Il faggio, il pino silvestre e l’abete rosso  – le specie più comuni in Europa – assorbono in maniera diversa Co2 a seconda della loro età. Un’informazione importantissima per le foreste europee e per il loro ripopolamente nell’ottica di una lotta sistematica al cambiamento climatico. Lo affermano due ricerche dell’Istituto per i sistemi agricoli e forestali del Mediterraneo del Consiglio nazionale delle ricerche di Perugia (Cnr-Isafom), che hanno coinvolto il Laboratorio di Geomatica Forestale dell’Università di Firenze. Le ricerche sono state pubblicate sulle riviste Journal of Environmental Management e Forests.

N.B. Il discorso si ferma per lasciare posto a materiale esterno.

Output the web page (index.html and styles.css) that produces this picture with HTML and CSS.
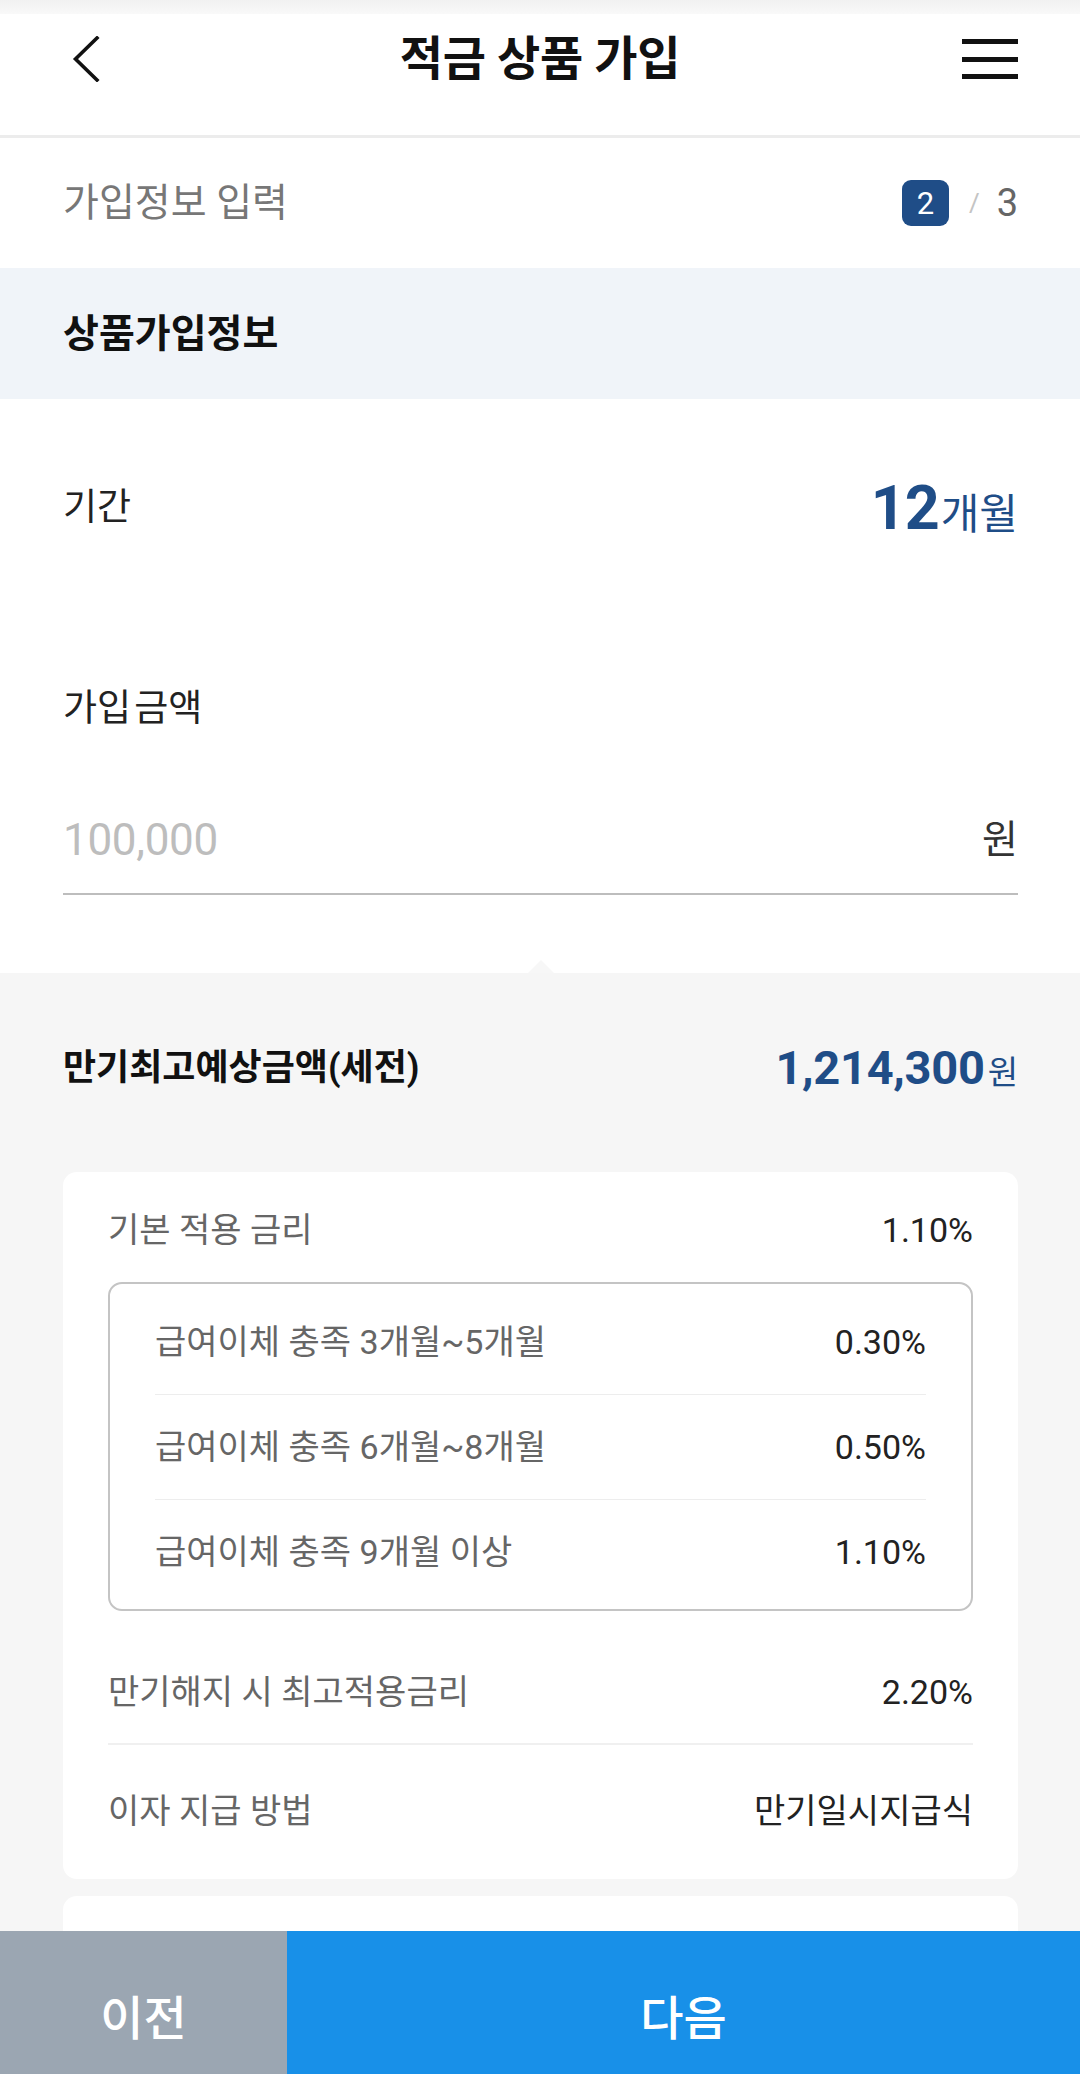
FILE: index.html
```html
<!DOCTYPE html>
<html lang="ko">
<head>
<meta charset="utf-8">
<title>적금 상품 가입</title>
<link rel="stylesheet" href="styles.css">
</head>
<body>
<div class="statusbar"></div>
<header class="topbar">
  <span class="icon back">
    <svg width="28" height="46" viewBox="0 0 28 46" aria-hidden="true"><path d="M25 2 L3.5 23 L25 44" fill="none" stroke="#111" stroke-width="3.6" stroke-linecap="square" stroke-linejoin="miter"/></svg>
  </span>
  <h1 class="title">적금 상품 가입</h1>
  <span class="icon menu">
    <svg width="56" height="40" viewBox="0 0 56 40" aria-hidden="true"><rect x="0" y="0" width="56" height="5" fill="#111"/><rect x="0" y="18" width="56" height="5" fill="#111"/><rect x="0" y="35" width="56" height="5" fill="#111"/></svg>
  </span>
</header>

<div class="step-row">
  <span class="step-label">가입정보 입력</span>
  <div class="step-count">
    <span class="step-badge">2</span>
    <span class="step-slash">/</span>
    <span class="step-total">3</span>
  </div>
</div>

<div class="section-band"><h2 class="section-title">상품가입정보</h2></div>

<section class="form">
  <div class="period-row">
    <span class="field-label">기간</span>
    <span class="period-value"><span class="num">12</span><span class="unit">개월</span></span>
  </div>
  <div class="amount-label">가입 금액</div>
  <div class="amount-input">
    <span class="placeholder">100,000</span>
    <span class="won">원</span>
  </div>
</section>

<section class="summary">
  <div class="maturity-row">
    <span class="maturity-label">만기최고예상금액(세전)</span>
    <span class="maturity-amount"><span class="num">1,214,300</span><span class="unit">원</span></span>
  </div>

  <div class="card">
    <div class="rate-row first">
      <span class="rate-label">기본 적용 금리</span>
      <span class="rate-value">1.10%</span>
    </div>
    <div class="bonus-box">
      <div class="bonus-row"><span class="rate-label">급여이체 충족 3개월~5개월</span><span class="rate-value">0.30%</span></div>
      <div class="bonus-row"><span class="rate-label">급여이체 충족 6개월~8개월</span><span class="rate-value">0.50%</span></div>
      <div class="bonus-row"><span class="rate-label">급여이체 충족 9개월 이상</span><span class="rate-value">1.10%</span></div>
    </div>
    <div class="rate-row max">
      <span class="rate-label">만기해지 시 최고적용금리</span>
      <span class="rate-value">2.20%</span>
    </div>
    <div class="rate-row last">
      <span class="rate-label">이자 지급 방법</span>
      <span class="rate-value ko">만기일시지급식</span>
    </div>
  </div>

  <div class="card card-next"></div>
</section>

<footer class="actions">
  <div class="btn btn-prev">이전</div>
  <div class="btn btn-next">다음</div>
</footer>
</body>
</html>
```

FILE: styles.css
```css
* { box-sizing: border-box; }

html, body {
  margin: 0;
  padding: 0;
}

body {
  width: 1080px;
  font-family: Roboto, "Noto Sans CJK KR", sans-serif;
  color: #222;
  background: #f6f6f6;
}

.statusbar {
  height: 14px;
  background: linear-gradient(#f1f1f1, #f9f9f9);
}

/* header */
.topbar {
  height: 124px;
  padding: 0 62px 31px 62px;
  background: #fff;
  border-bottom: 3px solid #ececec;
  display: grid;
  grid-template-columns: 1fr auto 1fr;
  align-items: center;
}

.icon {
  display: flex;
  align-items: center;
}

.icon.back {
  padding-left: 10px;
}

.icon.menu {
  justify-content: flex-end;
}

.title {
  margin: 0;
  font-size: 47px;
  font-weight: 700;
  line-height: 58px;
  color: #111;
  letter-spacing: -0.3px;
}

/* step indicator */
.step-row {
  height: 130px;
  padding: 0 62px 0 63px;
  background: #fff;
  display: flex;
  align-items: center;
  justify-content: space-between;
}

.step-label {
  font-size: 39px;
  line-height: 46px;
  color: #777;
}

.step-count {
  display: flex;
  align-items: center;
}

.step-badge {
  width: 47px;
  height: 46px;
  border-radius: 9px;
  background: #1f4d87;
  color: #fff;
  font-size: 31px;
  display: flex;
  align-items: center;
  justify-content: center;
}

.step-slash {
  font-size: 26px;
  color: #c4c4c4;
  margin: 0 17px 0 20px;
}

.step-total {
  font-size: 38px;
  color: #666;
  line-height: 44px;
}

/* section band */
.section-band {
  height: 131px;
  padding: 0 63px;
  background: #f0f4f9;
  display: flex;
  align-items: center;
}

.section-title {
  margin: 0;
  font-size: 39px;
  font-weight: 700;
  line-height: 46px;
  color: #111;
}

/* form */
.form {
  background: #fff;
  padding: 77px 62px 78px 63px;
}

.period-row {
  height: 64px;
  display: flex;
  align-items: center;
  justify-content: space-between;
}

.field-label {
  font-size: 37px;
  line-height: 44px;
  color: #222;
}

.period-value {
  display: flex;
  align-items: baseline;
  color: #1f4d87;
}

.period-value .num {
  font-size: 61px;
  font-weight: 700;
  line-height: 64px;
  letter-spacing: -1px;
}

.period-value .unit {
  font-size: 42px;
  margin-left: 2px;
}

.amount-label {
  margin-top: 147px;
  font-size: 37px;
  line-height: 44px;
  color: #222;
  word-spacing: -6px;
}

.amount-input {
  margin-top: 81px;
  height: 83px;
  padding-bottom: 25px;
  border-bottom: 2px solid #bdbdbd;
  display: flex;
  align-items: center;
  justify-content: space-between;
}

.placeholder {
  font-size: 44px;
  line-height: 56px;
  color: #bdbdbd;
  letter-spacing: -0.3px;
}

.won {
  font-size: 39px;
  line-height: 56px;
  color: #333;
}

/* summary */
.summary {
  position: relative;
  background: #f6f6f6;
  padding: 67px 62px 0 63px;
}

.summary::before {
  content: "";
  position: absolute;
  top: -13px;
  left: 528px;
  width: 0;
  height: 0;
  border-left: 13px solid transparent;
  border-right: 13px solid transparent;
  border-bottom: 13px solid #f7f7f7;
}

.maturity-row {
  height: 56px;
  display: flex;
  align-items: center;
  justify-content: space-between;
}

.maturity-label {
  font-size: 36px;
  font-weight: 700;
  line-height: 44px;
  color: #111;
}

.maturity-amount {
  display: flex;
  align-items: baseline;
  color: #1f4d87;
}

.maturity-amount .num {
  font-size: 47px;
  font-weight: 700;
  line-height: 56px;
  letter-spacing: -0.3px;
}

.maturity-amount .unit {
  font-size: 33px;
  margin-left: 3px;
}

.card {
  margin-top: 76px;
  background: #fff;
  border-radius: 14px;
  padding: 36px 45px 46px;
}

.rate-row {
  height: 44px;
  display: flex;
  align-items: center;
  justify-content: space-between;
  box-sizing: content-box;
}

.rate-row.max {
  padding-top: 59px;
  padding-bottom: 29px;
  border-bottom: 2px solid #f0f0f0;
}

.rate-row.last {
  padding-top: 44px;
}

.rate-label {
  font-size: 34px;
  line-height: 44px;
  color: #666;
}

.rate-value {
  font-size: 34px;
  line-height: 44px;
  color: #222;
}

.bonus-box {
  margin-top: 30px;
  border: 2px solid #c4c4c4;
  border-radius: 14px;
  padding: 6px 45px 5px;
}

.bonus-row {
  height: 105px;
  display: flex;
  align-items: center;
  justify-content: space-between;
  border-bottom: 1px solid #ededed;
}

.bonus-row:last-child {
  height: 104px;
  border-bottom: none;
}

.card-next {
  margin-top: 17px;
  height: 220px;
  padding: 0;
  border-radius: 14px 14px 0 0;
}

/* bottom actions */
.actions {
  position: fixed;
  left: 0;
  bottom: 0;
  width: 1080px;
  height: 143px;
  display: flex;
}

.btn {
  display: flex;
  align-items: center;
  justify-content: center;
  padding-top: 24px;
  color: #fff;
  font-size: 47px;
  font-weight: 500;
}

.btn-prev {
  width: 287px;
  background: #9ba6b2;
}

.btn-next {
  flex: 1;
  background: #1890e8;
}
```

Adottando un modello tridimensionale che simula la dinamica dei flussi di carbonio, azoto, energia e acqua in foreste con diverse specie di vegetali – per età, diametri degli alberi e classi di altezza -, è stato rilevato come l’età dei popolamenti influisca in maniera fondamentale sul bilancio del carbonio, sulla sua assimilazione e, quindi, sulla produttività bioclimatica dei popolamenti.

“La produttività delle foreste raggiunge il picco nei popolamenti giovani e di mezza età (16-50 anni), indipendentemente dalle condizioni climatiche”, spiega Elia Vangi del Forest Modelling Lab del Cnr-Isafom, primo autore di entrambi i lavori. “In particolare – osserva – le faggete si dimostrano stabili e resilienti con l’aumento di Co2 atmosferica e temperatura mostrando un aumento della biomassa epigea, cioè chiome e tronchi, che invece diminuisce nelle foreste di abete rosso, soprattutto nelle classi di età avanzate. Il pino silvestre mantiene una capacità di stoccaggio della Co2 più stabile rispetto alle altre specie, ma vede una diminuzione dell’incremento annuo di volume”.

“Questi risultati sottolineano la necessità di tenere conto della diversità delle classi di età, mancante nella maggior parte, se non in tutti, i modelli globali di vegetazione”, osserva Gherardo Chirici, coordinatore scientifico del Laboratorio di Geomatica Forestale. Tale diversità va tenuta di conto “per fare valutazioni affidabili e robuste degli impatti del cambiamento climatico sulla stabilità e capacità di resilienza delle foreste future”.